__EXERCISE DETAILS__: Counting only lines that hold "this", give the total and nothing more.

__STORED DATA__:
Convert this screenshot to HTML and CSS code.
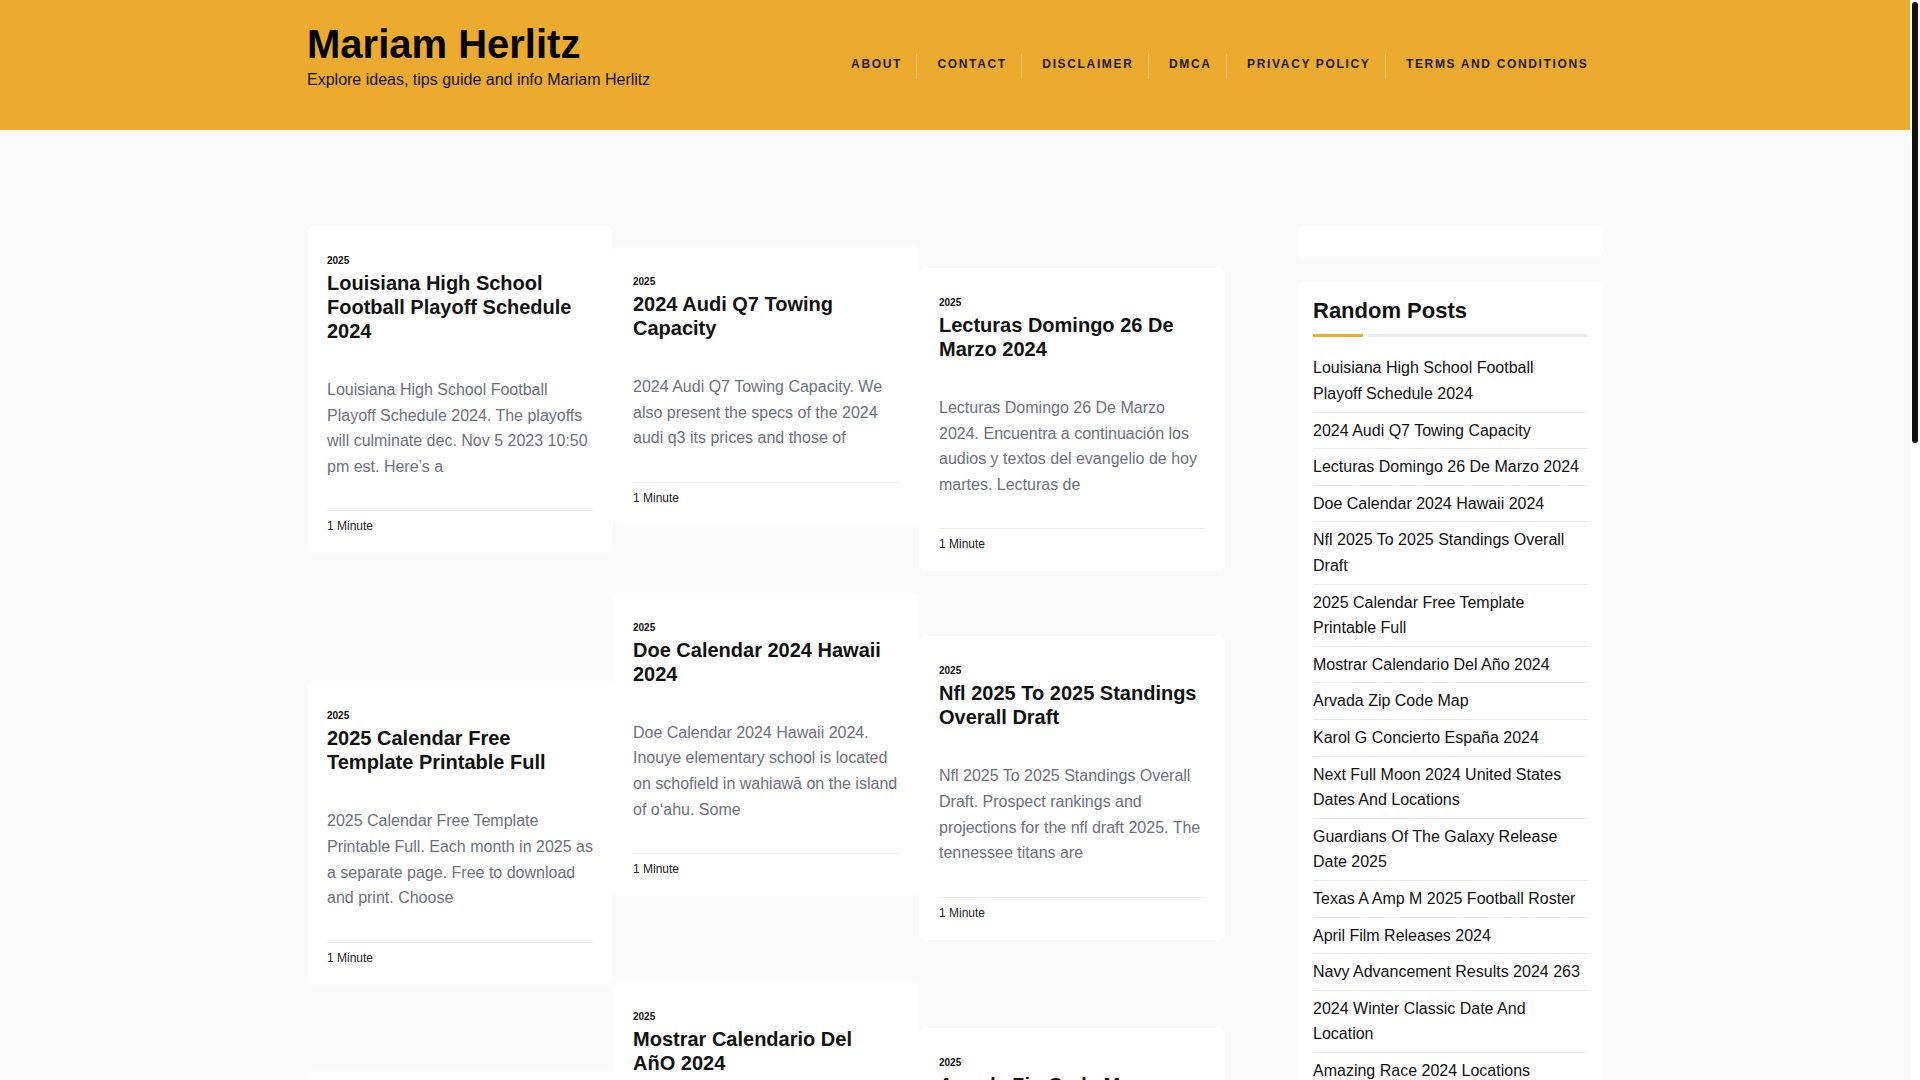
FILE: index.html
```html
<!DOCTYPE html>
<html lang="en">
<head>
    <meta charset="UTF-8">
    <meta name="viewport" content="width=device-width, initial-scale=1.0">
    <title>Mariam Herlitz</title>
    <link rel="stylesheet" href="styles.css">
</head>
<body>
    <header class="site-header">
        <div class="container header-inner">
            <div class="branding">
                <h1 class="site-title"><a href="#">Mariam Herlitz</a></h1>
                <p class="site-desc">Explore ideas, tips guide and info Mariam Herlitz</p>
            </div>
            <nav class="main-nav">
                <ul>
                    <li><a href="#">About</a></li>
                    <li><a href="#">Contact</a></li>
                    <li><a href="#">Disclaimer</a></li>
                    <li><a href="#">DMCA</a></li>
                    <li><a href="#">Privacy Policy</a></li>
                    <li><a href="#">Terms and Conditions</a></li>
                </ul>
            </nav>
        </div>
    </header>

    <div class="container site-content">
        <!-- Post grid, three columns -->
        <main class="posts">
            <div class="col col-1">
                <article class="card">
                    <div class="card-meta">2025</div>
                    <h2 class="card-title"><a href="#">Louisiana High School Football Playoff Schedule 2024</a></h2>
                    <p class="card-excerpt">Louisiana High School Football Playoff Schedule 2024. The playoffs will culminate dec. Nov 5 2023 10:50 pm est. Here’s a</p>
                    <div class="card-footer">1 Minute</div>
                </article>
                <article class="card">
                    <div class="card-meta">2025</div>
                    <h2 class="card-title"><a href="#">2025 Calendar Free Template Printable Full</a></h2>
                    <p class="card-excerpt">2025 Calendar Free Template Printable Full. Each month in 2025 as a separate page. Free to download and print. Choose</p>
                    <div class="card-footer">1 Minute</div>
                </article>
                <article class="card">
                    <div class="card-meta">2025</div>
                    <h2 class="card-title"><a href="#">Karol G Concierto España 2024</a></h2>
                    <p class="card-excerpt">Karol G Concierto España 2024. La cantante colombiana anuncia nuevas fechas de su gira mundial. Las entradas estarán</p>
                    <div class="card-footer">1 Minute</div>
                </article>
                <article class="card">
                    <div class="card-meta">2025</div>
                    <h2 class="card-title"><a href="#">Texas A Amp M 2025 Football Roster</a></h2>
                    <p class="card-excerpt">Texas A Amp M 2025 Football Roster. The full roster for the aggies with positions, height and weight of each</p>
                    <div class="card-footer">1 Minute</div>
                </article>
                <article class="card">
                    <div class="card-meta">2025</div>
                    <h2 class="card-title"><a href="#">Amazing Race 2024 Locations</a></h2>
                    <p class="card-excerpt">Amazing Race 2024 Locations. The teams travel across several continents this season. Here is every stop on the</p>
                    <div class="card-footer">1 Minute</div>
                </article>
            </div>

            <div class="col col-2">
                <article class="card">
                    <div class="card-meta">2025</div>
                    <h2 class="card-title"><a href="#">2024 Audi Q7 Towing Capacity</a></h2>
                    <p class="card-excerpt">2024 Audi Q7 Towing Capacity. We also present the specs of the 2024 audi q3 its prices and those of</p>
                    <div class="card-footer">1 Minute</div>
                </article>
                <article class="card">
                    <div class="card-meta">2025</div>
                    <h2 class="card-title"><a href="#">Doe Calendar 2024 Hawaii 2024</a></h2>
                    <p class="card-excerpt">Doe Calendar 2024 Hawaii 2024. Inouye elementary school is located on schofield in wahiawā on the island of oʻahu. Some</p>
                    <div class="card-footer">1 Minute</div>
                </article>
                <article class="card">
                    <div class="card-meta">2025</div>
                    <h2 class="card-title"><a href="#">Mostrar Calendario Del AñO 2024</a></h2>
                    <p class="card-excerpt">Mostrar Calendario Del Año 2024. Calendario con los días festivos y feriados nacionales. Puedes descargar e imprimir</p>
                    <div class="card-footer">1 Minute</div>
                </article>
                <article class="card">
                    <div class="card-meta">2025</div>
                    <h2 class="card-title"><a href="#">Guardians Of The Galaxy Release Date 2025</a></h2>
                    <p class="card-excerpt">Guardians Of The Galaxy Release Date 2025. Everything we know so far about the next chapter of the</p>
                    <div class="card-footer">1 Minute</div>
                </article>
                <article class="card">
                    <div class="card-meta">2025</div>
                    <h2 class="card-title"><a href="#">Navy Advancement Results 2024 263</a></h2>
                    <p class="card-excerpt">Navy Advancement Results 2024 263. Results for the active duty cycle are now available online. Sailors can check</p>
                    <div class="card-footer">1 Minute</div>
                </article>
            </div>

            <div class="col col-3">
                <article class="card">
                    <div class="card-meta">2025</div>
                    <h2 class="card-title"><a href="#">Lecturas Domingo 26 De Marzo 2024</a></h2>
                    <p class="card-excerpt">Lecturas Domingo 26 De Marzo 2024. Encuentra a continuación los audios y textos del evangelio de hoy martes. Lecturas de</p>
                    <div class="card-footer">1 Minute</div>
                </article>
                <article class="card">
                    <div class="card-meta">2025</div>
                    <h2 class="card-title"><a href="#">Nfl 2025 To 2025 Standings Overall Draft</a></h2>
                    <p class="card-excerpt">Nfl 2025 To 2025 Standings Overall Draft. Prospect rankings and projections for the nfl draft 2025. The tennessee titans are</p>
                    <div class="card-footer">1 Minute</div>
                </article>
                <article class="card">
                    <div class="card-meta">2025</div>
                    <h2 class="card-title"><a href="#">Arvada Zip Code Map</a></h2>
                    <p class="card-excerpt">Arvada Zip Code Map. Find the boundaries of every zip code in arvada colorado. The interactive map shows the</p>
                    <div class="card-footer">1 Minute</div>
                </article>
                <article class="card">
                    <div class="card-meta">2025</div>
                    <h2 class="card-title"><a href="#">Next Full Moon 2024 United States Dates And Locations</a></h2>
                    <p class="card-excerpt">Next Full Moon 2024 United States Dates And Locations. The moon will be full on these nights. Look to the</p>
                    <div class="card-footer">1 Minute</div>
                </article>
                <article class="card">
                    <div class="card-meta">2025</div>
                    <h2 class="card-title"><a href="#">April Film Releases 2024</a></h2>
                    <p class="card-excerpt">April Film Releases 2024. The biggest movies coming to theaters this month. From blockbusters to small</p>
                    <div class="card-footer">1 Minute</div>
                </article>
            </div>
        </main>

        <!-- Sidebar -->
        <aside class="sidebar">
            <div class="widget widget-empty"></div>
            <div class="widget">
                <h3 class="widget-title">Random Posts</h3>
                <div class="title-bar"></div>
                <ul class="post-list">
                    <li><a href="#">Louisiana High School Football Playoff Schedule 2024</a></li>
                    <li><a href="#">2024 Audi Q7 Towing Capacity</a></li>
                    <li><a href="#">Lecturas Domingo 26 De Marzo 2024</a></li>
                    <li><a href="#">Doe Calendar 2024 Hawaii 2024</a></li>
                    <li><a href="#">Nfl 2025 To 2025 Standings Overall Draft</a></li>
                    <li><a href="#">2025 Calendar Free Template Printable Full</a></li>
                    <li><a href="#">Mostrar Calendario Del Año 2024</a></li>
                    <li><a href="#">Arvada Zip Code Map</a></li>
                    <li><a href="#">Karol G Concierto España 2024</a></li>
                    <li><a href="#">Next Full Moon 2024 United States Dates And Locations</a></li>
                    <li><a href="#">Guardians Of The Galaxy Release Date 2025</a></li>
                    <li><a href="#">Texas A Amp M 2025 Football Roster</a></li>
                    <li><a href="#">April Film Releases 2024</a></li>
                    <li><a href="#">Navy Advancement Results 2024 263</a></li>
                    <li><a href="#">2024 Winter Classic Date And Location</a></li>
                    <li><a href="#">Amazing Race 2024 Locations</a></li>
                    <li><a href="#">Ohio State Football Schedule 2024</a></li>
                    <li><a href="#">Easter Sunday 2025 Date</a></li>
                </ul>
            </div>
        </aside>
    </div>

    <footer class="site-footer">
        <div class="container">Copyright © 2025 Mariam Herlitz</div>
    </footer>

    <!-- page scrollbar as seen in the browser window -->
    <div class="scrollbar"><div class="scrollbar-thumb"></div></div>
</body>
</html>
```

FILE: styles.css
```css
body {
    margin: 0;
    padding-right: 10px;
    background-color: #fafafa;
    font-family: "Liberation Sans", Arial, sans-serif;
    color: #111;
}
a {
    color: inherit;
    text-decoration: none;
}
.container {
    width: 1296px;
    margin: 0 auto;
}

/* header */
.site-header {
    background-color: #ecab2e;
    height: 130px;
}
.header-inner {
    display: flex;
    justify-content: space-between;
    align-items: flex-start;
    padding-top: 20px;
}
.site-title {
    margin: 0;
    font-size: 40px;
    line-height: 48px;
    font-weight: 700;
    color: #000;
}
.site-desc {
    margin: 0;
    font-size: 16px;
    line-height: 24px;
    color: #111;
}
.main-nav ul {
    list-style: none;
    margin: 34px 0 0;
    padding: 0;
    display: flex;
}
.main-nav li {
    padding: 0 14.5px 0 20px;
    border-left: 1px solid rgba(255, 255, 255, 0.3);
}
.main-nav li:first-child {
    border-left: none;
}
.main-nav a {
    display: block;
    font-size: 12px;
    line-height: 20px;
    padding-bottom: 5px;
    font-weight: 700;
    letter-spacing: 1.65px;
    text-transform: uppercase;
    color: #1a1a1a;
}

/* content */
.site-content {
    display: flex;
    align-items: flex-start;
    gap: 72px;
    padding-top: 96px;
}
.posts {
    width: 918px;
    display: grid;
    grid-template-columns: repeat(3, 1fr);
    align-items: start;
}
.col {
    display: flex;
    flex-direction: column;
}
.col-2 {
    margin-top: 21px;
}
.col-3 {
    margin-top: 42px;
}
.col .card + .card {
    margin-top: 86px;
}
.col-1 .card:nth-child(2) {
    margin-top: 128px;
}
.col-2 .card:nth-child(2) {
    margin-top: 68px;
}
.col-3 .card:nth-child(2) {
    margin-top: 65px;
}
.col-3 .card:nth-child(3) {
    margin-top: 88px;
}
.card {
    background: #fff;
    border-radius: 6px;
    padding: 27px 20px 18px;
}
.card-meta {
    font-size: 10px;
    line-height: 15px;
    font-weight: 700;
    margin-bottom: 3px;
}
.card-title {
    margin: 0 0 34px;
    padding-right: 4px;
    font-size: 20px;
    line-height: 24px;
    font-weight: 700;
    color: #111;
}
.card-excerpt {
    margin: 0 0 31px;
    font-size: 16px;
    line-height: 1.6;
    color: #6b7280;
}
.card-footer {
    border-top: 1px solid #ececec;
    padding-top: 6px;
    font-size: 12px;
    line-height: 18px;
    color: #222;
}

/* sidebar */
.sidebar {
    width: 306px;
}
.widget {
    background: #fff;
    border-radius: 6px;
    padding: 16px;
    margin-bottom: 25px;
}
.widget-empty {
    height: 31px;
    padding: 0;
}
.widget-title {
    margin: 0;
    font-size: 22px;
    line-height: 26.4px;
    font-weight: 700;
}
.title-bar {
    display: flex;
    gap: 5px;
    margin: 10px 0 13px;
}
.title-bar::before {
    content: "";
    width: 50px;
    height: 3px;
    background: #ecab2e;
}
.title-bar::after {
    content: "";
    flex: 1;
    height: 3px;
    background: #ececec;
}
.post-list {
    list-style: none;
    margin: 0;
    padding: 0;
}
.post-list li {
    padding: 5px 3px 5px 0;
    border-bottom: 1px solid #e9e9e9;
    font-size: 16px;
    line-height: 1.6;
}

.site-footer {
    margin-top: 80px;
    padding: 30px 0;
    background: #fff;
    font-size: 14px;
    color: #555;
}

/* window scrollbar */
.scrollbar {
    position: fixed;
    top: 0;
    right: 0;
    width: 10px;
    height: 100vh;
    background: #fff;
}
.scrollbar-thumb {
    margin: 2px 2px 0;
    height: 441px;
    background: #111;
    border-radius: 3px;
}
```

__ANSWER IN FULL__: 3